Stated problem — Take each line containing the word "React" and copy it.
================================
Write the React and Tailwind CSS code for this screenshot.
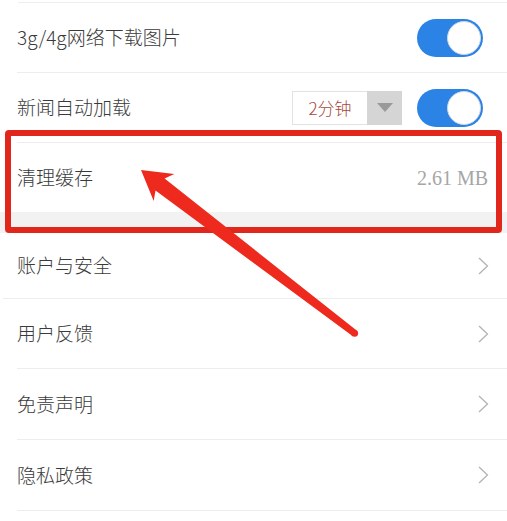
import React from "react";

function Toggle() {
  return (
    <div className="w-[66px] h-[38px] rounded-full bg-[#2b83e6] relative flex items-center justify-end pr-[2px]">
      <div className="w-[34px] h-[34px] rounded-full bg-white border border-[#cfd6de]" />
    </div>
  );
}

function Chevron() {
  return (
    <svg width="12" height="18" viewBox="0 0 12 18" className="block">
      <path d="M2 1 L10.5 9 L2 17" fill="none" stroke="#b3b3b3" strokeWidth="1.3" strokeLinejoin="miter" />
    </svg>
  );
}

function NavRow({ label, h, full }) {
  return (
    <div
      className={
        "flex items-center justify-between border-b border-[#ededed] pr-[18px] " +
        (full ? "ml-[3px] pl-[14px] " : "ml-[17px] ") +
        h
      }
    >
      <span className="text-[19px] font-light text-[#3a3a3a]">{label}</span>
      <Chevron />
    </div>
  );
}

export default function App() {
  const tip = [141, 170];
  const U = [0.794, 0.607];
  const N = [-0.607, 0.794];
  const P = (u, n) => [tip[0] + u * U[0] + n * N[0], tip[1] + u * U[1] + n * N[1]];
  const pts = [
    P(0, 0),
    P(29, -17),
    P(24, -7.5),
    P(269, -3.5),
    P(269, 3.5),
    P(24, 7.5),
    P(29, 17),
  ]
    .map((p) => p[0].toFixed(1) + "," + p[1].toFixed(1))
    .join(" ");
  const cap = P(269, 0);

  return (
    <div className="relative w-[507px] h-[521px] bg-white overflow-hidden font-['Noto_Sans_CJK_SC','Noto_Sans',sans-serif]">
      <div className="h-[3px] ml-[18px] border-b border-[#ededed]" />
      <div className="h-[70px] ml-[17px] pr-[24px] border-b border-[#ededed] flex items-center justify-between">
        <span className="text-[19px] font-light text-[#3a3a3a]">3g/4g网络下载图片</span>
        <Toggle />
      </div>
      <div className="h-[70px] ml-[17px] pr-[24px] border-b border-[#ededed] flex items-center justify-between">
        <span className="text-[19px] font-light text-[#3a3a3a]">新闻自动加载</span>
        <div className="flex items-center gap-[15px]">
          <div className="flex h-[34px]">
            <div className="w-[75px] border border-[#e2e2e2] border-r-0 flex items-center justify-center text-[17px] font-light text-[#a4473d]">
              2分钟
            </div>
            <div className="w-[35px] bg-[#d5d5d5] flex items-center justify-center">
              <svg width="16" height="9" viewBox="0 0 16 9">
                <path d="M0 0 L16 0 L8 9 Z" fill="#9a9a9a" />
              </svg>
            </div>
          </div>
          <Toggle />
        </div>
      </div>
      <div className="h-[69px] ml-[17px] pr-[19px] flex items-center justify-between">
        <span className="text-[19px] font-light text-[#3a3a3a]">清理缓存</span>
        <span className="text-[20px] text-[#a6a6a6] font-['Liberation_Serif',serif]">2.61 MB</span>
      </div>
      <div className="h-[21px] bg-[#f2f2f2]" />
      <NavRow label="账户与安全" h="h-[66px]" full />
      <NavRow label="用户反馈" h="h-[70px]" />
      <NavRow label="免责声明" h="h-[71px]" />
      <NavRow label="隐私政策" h="h-[71px]" />

      <div className="absolute left-[5px] top-[130px] w-[497px] h-[103px] border-[6px] border-[#e1261c] rounded-[4px]" />
      <svg className="absolute left-0 top-0" width="507" height="521" viewBox="0 0 507 521">
        <polygon points={pts} fill="#ee2a1f" strokeLinejoin="round" />
        <circle cx={cap[0]} cy={cap[1]} r="3.5" fill="#ee2a1f" />
      </svg>
    </div>
  );
}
================================
Completed task —
Write the React and Tailwind CSS code for this screenshot.
import React from "react";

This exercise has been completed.